Aldatma
Özellikle sosyal medyanın hayatımıza girmesinden sonra,tavan yapmış olan aldatma olayları;artık üniversitelerin tez konularına dahil olmuş durumdadır çünkü aldatmanın nedenleri mi çok yoksa sonuçları mı çok, tartışmaları fişekleyen ana unsurlardır.
Kadın- erkek farketmeksizin aldatma veya aldatılma çevreleri şunlardır:
*İş arkadaşları.
*Komşular
*Akrabalar
*Eski arkadaşlıklar(Eski sevgililer,eski okul arkadaşları gibi)
*Bir de sosyal medyanın bazı platformlarındaki çeşitli guruplar veya sayfalar.Her ne kadar bazı sosyal medyaların yasaklanması gündeme gelse de,ben yasaklanamayacağı görüşündeyim çünkü birisi yasaklansa diğeri alternatif olarak kullanılacaktır.
Aldatmanın elbette bireysel ve toplumsal birçok nedenleri olabilir ama bence ana sebebler şunlardır:
*Doğuştan getirdiği sevgi eksikliliği:Anne-babasından ayrı olarak yetişen veya anne -babası tarafından devamlı dışlanan çocuklarla,aşkını yeterince yaşayamamış veya engellenmiş kişiler aldatmaya karşı meyilli oluyor.
*İsmini yazmayacağım ancak herkes biliyordur, bazı psikolojik ilaçların yan etkisi: Bu tip ilaçlar bağımlı yapmaktan ziyade kişilik bozukluğuna da neden olmaktadır.Yasak aşk yaşadıklarını itiraf eden arkadaşlara ısrarla sorduğumda hep aynı cevabı verdiler: " O ilacı kullanıyorum."

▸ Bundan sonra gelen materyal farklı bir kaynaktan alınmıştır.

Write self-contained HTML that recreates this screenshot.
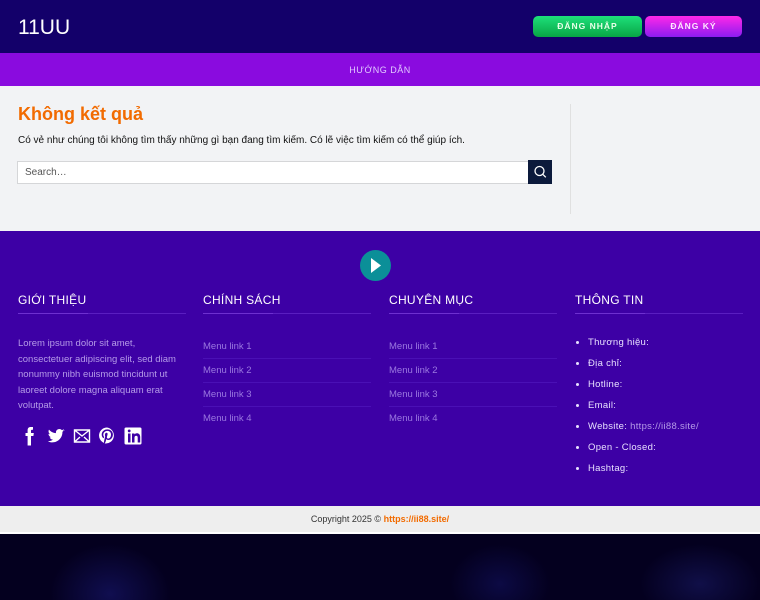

*İstenilen beklentileri karşılayamama:Evlenmeden önceki hayaller ile evlendikten sonraki gerçekler çatışınca eşler arasında kavgalar yaşanıyor,bu anlaşmazlık ise bir kaçış yolu veyahut bir kurtuluş yolu olarak aldatmaya davatiye çıkartıyor.
*Erken yaşta evlendirmeler ile zorla evlendirmeler:Elbette hepsi aldatır diyemeyiz çünkü bu bilimin etiğine sığmaz,içlerinde en mutlu çiftler de vardır.Genel olarak evlilik hayatlarında sorun yaşayanlar,yaşamayanlara göre,dışarıdan sevgi,ilgi ve sahiplenme hissettiklerinde çabuk aldatırlar.
*Maddi çıkarlar.
Aldatmanın sonuçları malesef ağırdır:
*Boşanmalar
*Eşler üzerinde uzun süre atlatılamayan travmalar.
*Şiddet hatta cinayetler
*Maddi ve manevi kayıplar
*Çocukların zihinsel,duygusal ve sosyal gelişimlerini olumsuz etkilemesi.
Bu konuyu Mevlana'nın şu güzel sözüyle kapatalım: "Kabiliyetsiz olmak bir kusur değil ama karaktersiz olmak çok büyük bir kusurdur."